Item 7. Exemption From Registration Claimed
     Inapplicable.
Item 8. Exhibits
     See Exhibit Index.
Item 9. Undertakings
     The undersigned registrant hereby undertakes:
     (1) To file, during any period in which offers or sales are being made, a post-effective amendment to this registration statement:
          (i) To include any prospectus required by Section 10(a)(3) of the Securities Act;
          (ii) To reflect in the prospectus any facts or events arising after the effective date of the registration statement (or the most recent post-effective amendment thereof) which, individually or in the aggregate, represent a fundamental change in the information set forth in the registration statement;
          (iii) To include any material information with respect to the plan of distribution not previously disclosed in the registration statement or any material change to such information in the registration statement;
provided, however, that paragraphs (a)(1)(i) and (a)(1)(ii) do not apply if the registration statement is on Form S-3 or Form S-8, and the information required to be included in a post-effective amendment by those paragraphs is contained in periodic reports filed by the registrant pursuant to Section 13 or Section 15(d) of the Exchange Act that are incorporated by reference in the registration statement.
     (2) That, for the purpose of determining any liability under the Securities Act, each such post-effective amendment shall be deemed to be a new registration statement relating to the securities offered therein, and the offering of such securities at that time shall be deemed to be the initial bona fide offering thereof.

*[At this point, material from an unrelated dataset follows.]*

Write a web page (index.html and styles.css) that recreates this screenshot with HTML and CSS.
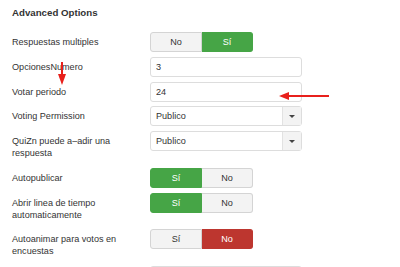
FILE: index.html
```html
<!DOCTYPE html>
<html lang="es">
<head>
    <meta charset="UTF-8">
    <meta name="viewport" content="width=device-width, initial-scale=1.0">
    <title>Advanced Options</title>
    <link rel="stylesheet" href="styles.css">
</head>
<body>
    <div class="panel">
        <h3 class="panel-title">Advanced Options</h3>

        <div class="row">
            <label class="row-label">Respuestas multiples</label>
            <div class="toggle">
                <span class="toggle-btn">No</span>
                <span class="toggle-btn green">Sí</span>
            </div>
        </div>

        <div class="row">
            <label class="row-label">OpcionesNumero</label>
            <input class="text-input" type="text" value="3">
        </div>

        <div class="row">
            <label class="row-label">Votar periodo</label>
            <input class="text-input" type="text" value="24">
        </div>

        <div class="row">
            <label class="row-label">Voting Permission</label>
            <div class="select">
                <span class="select-value">Publico</span>
                <span class="select-caret"></span>
            </div>
        </div>

        <div class="row">
            <label class="row-label">QuiZn puede a–adir una respuesta</label>
            <div class="select">
                <span class="select-value">Publico</span>
                <span class="select-caret"></span>
            </div>
        </div>

        <div class="row">
            <label class="row-label">Autopublicar</label>
            <div class="toggle">
                <span class="toggle-btn green">Sí</span>
                <span class="toggle-btn">No</span>
            </div>
        </div>

        <div class="row">
            <label class="row-label">Abrir linea de tiempo automaticamente</label>
            <div class="toggle">
                <span class="toggle-btn green">Sí</span>
                <span class="toggle-btn">No</span>
            </div>
        </div>

        <div class="row">
            <label class="row-label">Autoanimar para votos en encuestas</label>
            <div class="toggle">
                <span class="toggle-btn">Sí</span>
                <span class="toggle-btn red">No</span>
            </div>
        </div>

        <div class="row">
            <label class="row-label"></label>
            <input class="text-input" type="text" value="">
        </div>

        <!-- flechas rojas de la captura -->
        <div class="arrow arrow-down"></div>
        <div class="arrow arrow-left"></div>
    </div>
</body>
</html>
```

FILE: styles.css
```css
body {
    margin: 0;
    background: #fff;
    font-family: "Liberation Sans", Arial, sans-serif;
    color: #333;
    font-size: 9.1px;
}

.panel {
    position: relative;
    padding: 7px 12px 0 12px;
}

.panel-title {
    margin: 0 0 13px 0;
    font-size: 9.7px;
    font-weight: bold;
    line-height: 12px;
}

/* cada fila: etiqueta + control */
.row {
    display: grid;
    grid-template-columns: 138px 152px;
    margin-bottom: 4.75px;
}

.row-label {
    padding: 4px 20px 4px 0;
    line-height: 12px;
}

/* grupo de botones Sí / No */
.toggle {
    display: flex;
    width: 103px;
    height: 20px;
    align-self: start;
}

.toggle-btn {
    flex: 1;
    display: flex;
    align-items: center;
    justify-content: center;
    background: #f3f3f3;
    border: 1px solid #d4d4d4;
    color: #333;
}

.toggle-btn:first-child {
    border-radius: 3px 0 0 3px;
}

.toggle-btn:last-child {
    border-radius: 0 3px 3px 0;
    border-left: 0;
}

.toggle-btn.green {
    background: #46a546;
    border-color: #46a546;
    color: #fff;
}

.toggle-btn.red {
    background: #bd362f;
    border-color: #bd362f;
    color: #fff;
}

.text-input {
    box-sizing: border-box;
    width: 152px;
    height: 20px;
    margin: 0;
    padding: 0 5px;
    border: 1px solid #ddd;
    border-radius: 3px;
    font: inherit;
    color: #333;
    align-self: start;
}

.select {
    box-sizing: border-box;
    display: flex;
    width: 152px;
    height: 20px;
    border: 1px solid #ddd;
    border-radius: 3px;
    align-self: start;
}

.select-value {
    flex: 1;
    display: flex;
    align-items: center;
    padding-left: 5px;
}

.select-caret {
    width: 18px;
    background: #f3f3f3;
    border-left: 1px solid #e2e2e2;
    display: flex;
    align-items: center;
    justify-content: center;
}

.select-caret::after {
    content: "";
    border-left: 3px solid transparent;
    border-right: 3px solid transparent;
    border-top: 3px solid #444;
}

/* flechas */
.arrow {
    position: absolute;
    background: #e8201c;
}

.arrow-down {
    left: 61px;
    top: 62px;
    width: 2px;
    height: 14px;
}

.arrow-down::after {
    content: "";
    position: absolute;
    left: -3px;
    top: 12px;
    border-left: 4px solid transparent;
    border-right: 4px solid transparent;
    border-top: 11px solid #e8201c;
}

.arrow-left {
    left: 288px;
    top: 95px;
    width: 41px;
    height: 2px;
}

.arrow-left::after {
    content: "";
    position: absolute;
    left: -9px;
    top: -3px;
    border-top: 4px solid transparent;
    border-bottom: 4px solid transparent;
    border-right: 10px solid #e8201c;
}
```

     (3) To remove from registration by means of a post-effective amendment any of the securities being registered which remain unsold at the termination of the offering.

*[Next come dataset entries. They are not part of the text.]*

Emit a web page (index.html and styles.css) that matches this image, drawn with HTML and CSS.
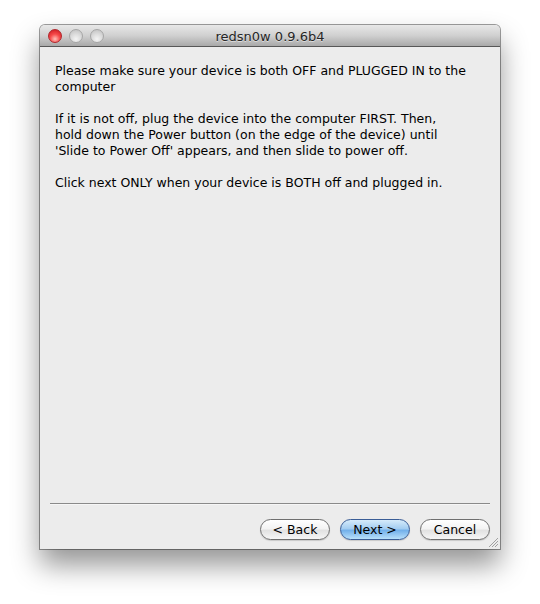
FILE: index.html
```html
<!DOCTYPE html>
<html>
<head>
<meta charset="utf-8">
<link rel="stylesheet" href="styles.css">
</head>
<body>
<div class="window">
  <div class="titlebar">
    <div class="lights">
      <span class="light red"></span>
      <span class="light"></span>
      <span class="light"></span>
    </div>
    <div class="title">redsn0w 0.9.6b4</div>
  </div>
  <div class="content">
    <div class="text">
      <p>Please make sure your device is both OFF and PLUGGED IN to the<br>computer</p>
      <p>If it is not off, plug the device into the computer FIRST. Then,<br>hold down the Power button (on the edge of the device) until<br>'Slide to Power Off' appears, and then slide to power off.</p>
      <p>Click next ONLY when your device is BOTH off and plugged in.</p>
    </div>
    <div class="footer">
      <div class="separator"></div>
      <div class="buttons">
        <button class="btn">&lt; Back</button>
        <button class="btn primary">Next &gt;</button>
        <button class="btn">Cancel</button>
      </div>
    </div>
    <svg class="grip" width="11" height="11" viewBox="0 0 11 11">
      <line x1="1" y1="10" x2="10" y2="1" stroke="#a0a0a0" stroke-width="1"/>
      <line x1="4" y1="10" x2="10" y2="4" stroke="#a0a0a0" stroke-width="1"/>
      <line x1="7" y1="10" x2="10" y2="7" stroke="#a0a0a0" stroke-width="1"/>
    </svg>
  </div>
</div>
</body>
</html>
```
FILE: styles.css
```css
html, body {
  margin: 0;
  padding: 0;
  background: #ffffff;
}
body {
  font-family: "DejaVu Sans", "Liberation Sans", sans-serif;
  font-size: 12.5px;
  color: #000;
  padding: 25px 0 0 40px;
  min-height: 604px;
  box-sizing: border-box;
}
.window {
  width: 460px;
  height: 524px;
  box-sizing: border-box;
  display: flex;
  flex-direction: column;
  border-radius: 5px 5px 0 0;
  box-shadow: 0 16px 28px rgba(0,0,0,0.42), 0 0 0 1px rgba(0,0,0,0.38);
  background: #ececec;
  overflow: hidden;
}
.titlebar {
  height: 21px;
  flex: none;
  position: relative;
  background: linear-gradient(#e8e8e8, #d0d0d0 50%, #a9a9a9);
  border-bottom: 1px solid #575757;
  display: flex;
  align-items: center;
  justify-content: center;
}
.lights {
  position: absolute;
  left: 8px;
  top: 4px;
  display: flex;
  gap: 7px;
}
.light {
  width: 14px;
  height: 14px;
  border-radius: 50%;
  box-sizing: border-box;
  border: 1px solid #a6a6a6;
  background: radial-gradient(circle at 50% 75%, #f4f4f4 0%, #dadada 50%, #bdbdbd 100%);
}
.light.red {
  border-color: #b0262c;
  background: radial-gradient(circle at 50% 75%, #ffc0b8 0%, #f64a4a 45%, #c8141c 100%);
}
.title {
  font-size: 13px;
  color: #262626;
  text-shadow: 0 1px 0 rgba(255,255,255,0.5);
  padding-top: 1px;
}
.content {
  flex: 1;
  display: flex;
  flex-direction: column;
  position: relative;
}
.text {
  flex: 1;
  padding: 16px 15px 0 15px;
}
.text p {
  margin: 0 0 16px 0;
  line-height: 16px;
}
.footer {
  padding: 0 10px 9px 10px;
}
.separator {
  height: 1px;
  background: #8a8a8a;
  border-bottom: 1px solid #f6f6f6;
}
.buttons {
  display: flex;
  justify-content: flex-end;
  gap: 10px;
  margin-top: 14px;
}
.btn {
  width: 70px;
  height: 21px;
  box-sizing: border-box;
  border-radius: 11px;
  border: 1px solid #6f6f6f;
  background: linear-gradient(#ffffff, #f3f3f3 45%, #e2e2e2 55%, #f6f6f6);
  font-family: "DejaVu Sans", "Liberation Sans", sans-serif;
  font-size: 12.5px;
  color: #000;
  padding: 0;
  box-shadow: 0 1px 1px rgba(0,0,0,0.15);
}
.btn.primary {
  border-color: #3a5d96;
  background: linear-gradient(#d6ebfb, #a4cdf1 45%, #73b0ea 55%, #b8e0fb);
}
.grip {
  position: absolute;
  right: 1px;
  bottom: 1px;
}
```
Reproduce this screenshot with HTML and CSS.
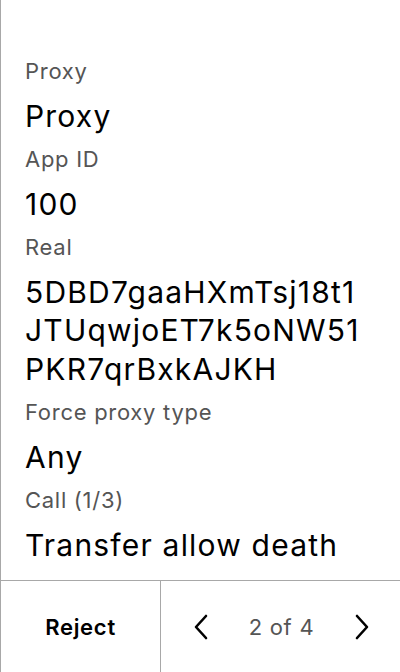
FILE: index.html
```html
<!DOCTYPE html>
<html>
<head>
<meta charset="utf-8">
<link rel="stylesheet" href="styles.css">
</head>
<body>
<div class="screen">
  <div class="content">
    <div class="field">
      <div class="label">Proxy</div>
      <div class="value">Proxy</div>
    </div>
    <div class="field">
      <div class="label">App ID</div>
      <div class="value">100</div>
    </div>
    <div class="field">
      <div class="label">Real</div>
      <div class="value">5DBD7gaaHXmTsj18t1JTUqwjoET7k5oNW51PKR7qrBxkAJKH</div>
    </div>
    <div class="field">
      <div class="label">Force proxy type</div>
      <div class="value">Any</div>
    </div>
    <div class="field">
      <div class="label">Call (1/3)</div>
      <div class="value">Transfer allow death</div>
    </div>
  </div>
  <div class="footer">
    <div class="reject">Reject</div>
    <div class="pager">
      <svg class="chev" width="20" height="28" viewBox="0 0 20 28"><path d="M15 3 L5 14 L15 25" fill="none" stroke="#000" stroke-width="2.6" stroke-linecap="round" stroke-linejoin="round"/></svg>
      <span class="count">2 of 4</span>
      <svg class="chev" width="20" height="28" viewBox="0 0 20 28"><path d="M5 3 L15 14 L5 25" fill="none" stroke="#000" stroke-width="2.6" stroke-linecap="round" stroke-linejoin="round"/></svg>
    </div>
  </div>
</div>
</body>
</html>
```
FILE: styles.css
```css
html, body {
  margin: 0;
  padding: 0;
  background: #fff;
}
body {
  font-family: Inter, "Noto Sans", sans-serif;
  letter-spacing: 0.045em;
}
.screen {
  width: 399px;
  height: 672px;
  border-left: 1px solid #a8a8a8;
  display: flex;
  flex-direction: column;
}
.content {
  flex: 1;
  padding: 57px 37px 0 24px;
  width: 338px;
  display: flex;
  flex-direction: column;
  gap: 10px;
}
.label {
  font-size: 22px;
  line-height: 28px;
  color: #555;
  margin-bottom: 11.5px;
}
.value {
  font-size: 30px;
  line-height: 38.5px;
  letter-spacing: 0.04em;
  color: #000;
  word-break: break-all;
}
.footer {
  height: 91px;
  border-top: 1px solid #a8a8a8;
  display: flex;
}
.reject {
  width: 159px;
  border-right: 1px solid #a8a8a8;
  display: flex;
  align-items: center;
  justify-content: center;
  font-size: 22px;
  font-weight: 600;
  color: #000;
}
.pager {
  flex: 1;
  display: flex;
  align-items: center;
  justify-content: space-between;
  padding: 0 28px 0 30px;
}
.count {
  font-size: 22px;
  color: #555;
}
```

     The undersigned registrant hereby undertakes that, for purposes of determining any liability under the Securities Act, each filing of the registrant’s annual report pursuant to Section 13(a) or Section 15(d) of the Exchange Act (and, where applicable, each filing of an employee benefit plan’s annual report pursuant to Section 15(d) of the Exchange Act) that is incorporated by reference in the registration statement shall be deemed to be a new registration statement relating to the securities offered therein, and the offering of such securities at that time shall be deemed to be the initial bona fide offering thereof.

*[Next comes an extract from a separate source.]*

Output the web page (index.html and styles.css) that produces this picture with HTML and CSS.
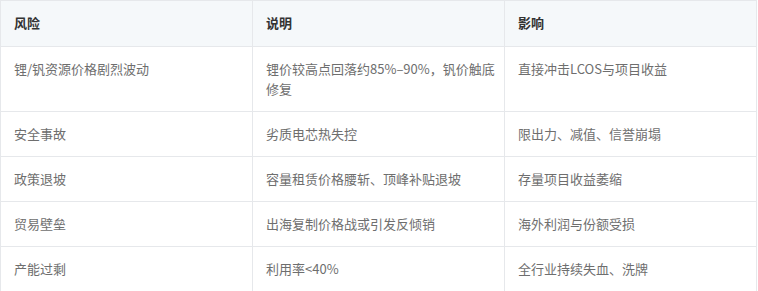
FILE: index.html
```html
<!DOCTYPE html>
<html lang="zh-CN">
<head>
<meta charset="utf-8">
<link rel="stylesheet" href="styles.css">
</head>
<body>
<table class="risk-table">
  <thead>
    <tr><th>风险</th><th>说明</th><th>影响</th></tr>
  </thead>
  <tbody>
    <tr><td>锂/钒资源价格剧烈波动</td><td>锂价较高点回落约85%–90%，钒价触底修复</td><td>直接冲击LCOS与项目收益</td></tr>
    <tr><td>安全事故</td><td>劣质电芯热失控</td><td>限出力、减值、信誉崩塌</td></tr>
    <tr><td>政策退坡</td><td>容量租赁价格腰斩、顶峰补贴退坡</td><td>存量项目收益萎缩</td></tr>
    <tr><td>贸易壁垒</td><td>出海复制价格战或引发反倾销</td><td>海外利润与份额受损</td></tr>
    <tr><td>产能过剩</td><td>利用率&lt;40%</td><td>全行业持续失血、洗牌</td></tr>
  </tbody>
</table>
</body>
</html>
```

FILE: styles.css
```css
html, body {
  margin: 0;
  padding: 0;
  background: #ffffff;
}
.risk-table {
  width: 757px;
  border-collapse: collapse;
  table-layout: fixed;
  font-family: "Noto Sans CJK SC", "Noto Sans", sans-serif;
  font-size: 13px;
  line-height: 20px;
}
.risk-table th,
.risk-table td {
  border: 1px solid #e6e8eb;
  text-align: left;
  vertical-align: top;
  padding: 12px 4px 12px 13px;
}
.risk-table th {
  background: #f5f8fa;
  color: #333333;
  font-weight: 700;
  padding-top: 12px;
  padding-bottom: 13px;
}
.risk-table td {
  color: #6e6e6e;
}
```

     Insofar as indemnification for liabilities arising under the Securities Act may be permitted to directors, officers and controlling persons of the registrant pursuant to the foregoing provisions, or otherwise, the registrant has been advised that in the opinion of the Securities and Exchange Commission such indemnification is against public policy as expressed in the Securities Act and is, therefore, unenforceable. In the event that a claim for indemnification against such liabilities (other than the payment by the registrant of expenses incurred or paid by a director, officer or controlling person of the registrant in the successful defense of any action, suit or proceeding) is asserted by such director, officer or controlling person in connection with the securities being registered, the registrant will, unless in the opinion of its counsel the matter has been settled by controlling precedent, submit to a court of appropriate jurisdiction the question whether such indemnification by it is against public policy as expressed in the Securities Act and will be governed by the final adjudication of such issue.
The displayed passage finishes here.